#### Exercise description:
Go through the records and copy each line where the word "styles" occurs.

#### Source records:

---

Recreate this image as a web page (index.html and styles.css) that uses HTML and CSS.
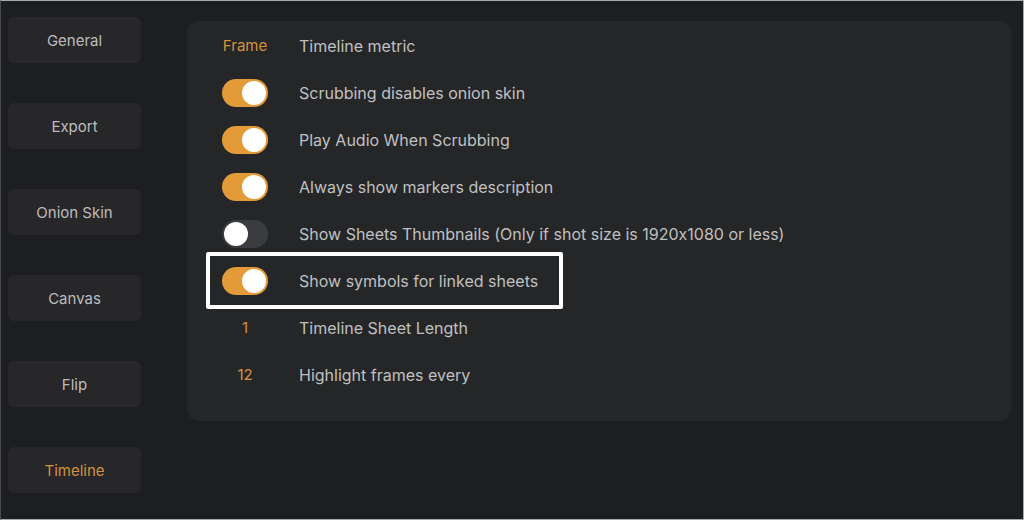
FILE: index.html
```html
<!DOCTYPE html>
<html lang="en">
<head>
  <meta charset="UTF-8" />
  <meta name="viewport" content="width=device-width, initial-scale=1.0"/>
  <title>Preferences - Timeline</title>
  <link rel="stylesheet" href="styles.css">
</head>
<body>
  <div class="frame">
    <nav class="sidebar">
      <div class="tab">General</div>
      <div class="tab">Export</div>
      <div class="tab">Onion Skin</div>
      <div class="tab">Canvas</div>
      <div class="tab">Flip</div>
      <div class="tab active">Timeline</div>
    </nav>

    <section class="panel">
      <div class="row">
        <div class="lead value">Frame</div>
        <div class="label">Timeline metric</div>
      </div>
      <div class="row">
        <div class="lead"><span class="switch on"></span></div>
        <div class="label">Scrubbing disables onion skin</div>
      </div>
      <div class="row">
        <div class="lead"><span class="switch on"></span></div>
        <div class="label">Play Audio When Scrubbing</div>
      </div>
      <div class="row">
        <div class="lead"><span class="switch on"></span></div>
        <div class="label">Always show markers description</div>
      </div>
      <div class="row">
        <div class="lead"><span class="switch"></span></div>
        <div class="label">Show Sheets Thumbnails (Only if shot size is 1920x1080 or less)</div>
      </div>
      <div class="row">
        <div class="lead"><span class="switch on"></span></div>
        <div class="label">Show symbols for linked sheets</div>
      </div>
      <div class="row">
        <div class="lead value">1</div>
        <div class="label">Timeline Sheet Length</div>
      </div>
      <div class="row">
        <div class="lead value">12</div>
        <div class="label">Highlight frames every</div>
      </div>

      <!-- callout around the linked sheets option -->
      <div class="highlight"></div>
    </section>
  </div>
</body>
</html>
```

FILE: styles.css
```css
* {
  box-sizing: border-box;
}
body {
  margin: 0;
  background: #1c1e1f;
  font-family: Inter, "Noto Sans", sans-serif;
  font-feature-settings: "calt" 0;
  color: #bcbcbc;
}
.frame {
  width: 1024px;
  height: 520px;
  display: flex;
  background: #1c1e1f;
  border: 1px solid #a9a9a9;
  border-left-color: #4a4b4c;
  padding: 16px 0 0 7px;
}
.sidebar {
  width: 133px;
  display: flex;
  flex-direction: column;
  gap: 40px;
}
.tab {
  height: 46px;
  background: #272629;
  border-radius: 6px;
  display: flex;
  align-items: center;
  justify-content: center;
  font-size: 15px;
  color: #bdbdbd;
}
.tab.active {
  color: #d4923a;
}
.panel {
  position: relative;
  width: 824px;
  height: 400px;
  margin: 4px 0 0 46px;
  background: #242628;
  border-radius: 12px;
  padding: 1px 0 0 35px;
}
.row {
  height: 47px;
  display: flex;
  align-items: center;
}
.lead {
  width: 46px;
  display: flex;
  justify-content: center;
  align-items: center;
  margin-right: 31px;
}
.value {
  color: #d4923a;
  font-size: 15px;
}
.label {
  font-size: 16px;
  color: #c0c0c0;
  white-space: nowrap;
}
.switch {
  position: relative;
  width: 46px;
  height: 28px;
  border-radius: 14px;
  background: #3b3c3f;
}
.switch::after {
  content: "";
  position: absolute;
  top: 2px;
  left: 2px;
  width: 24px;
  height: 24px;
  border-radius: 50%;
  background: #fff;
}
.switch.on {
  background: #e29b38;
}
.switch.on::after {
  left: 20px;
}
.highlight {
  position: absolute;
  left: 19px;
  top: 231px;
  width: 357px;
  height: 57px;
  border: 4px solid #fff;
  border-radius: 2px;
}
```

---

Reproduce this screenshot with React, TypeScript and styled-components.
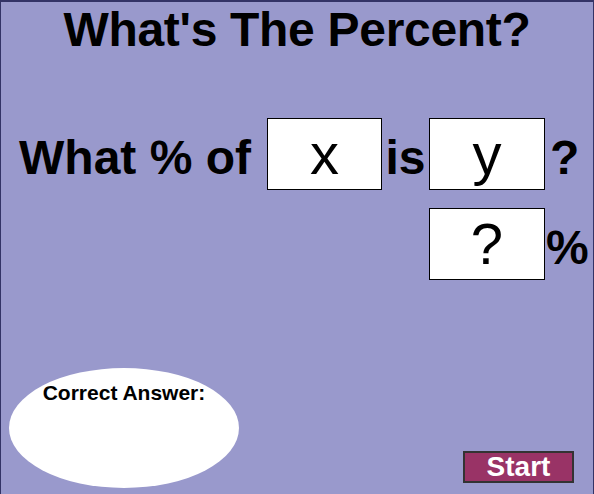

---

#### Answer in full:
Recreate this image as a web page (index.html and styles.css) that uses HTML and CSS.
  <link rel="stylesheet" href="styles.css">
FILE: styles.css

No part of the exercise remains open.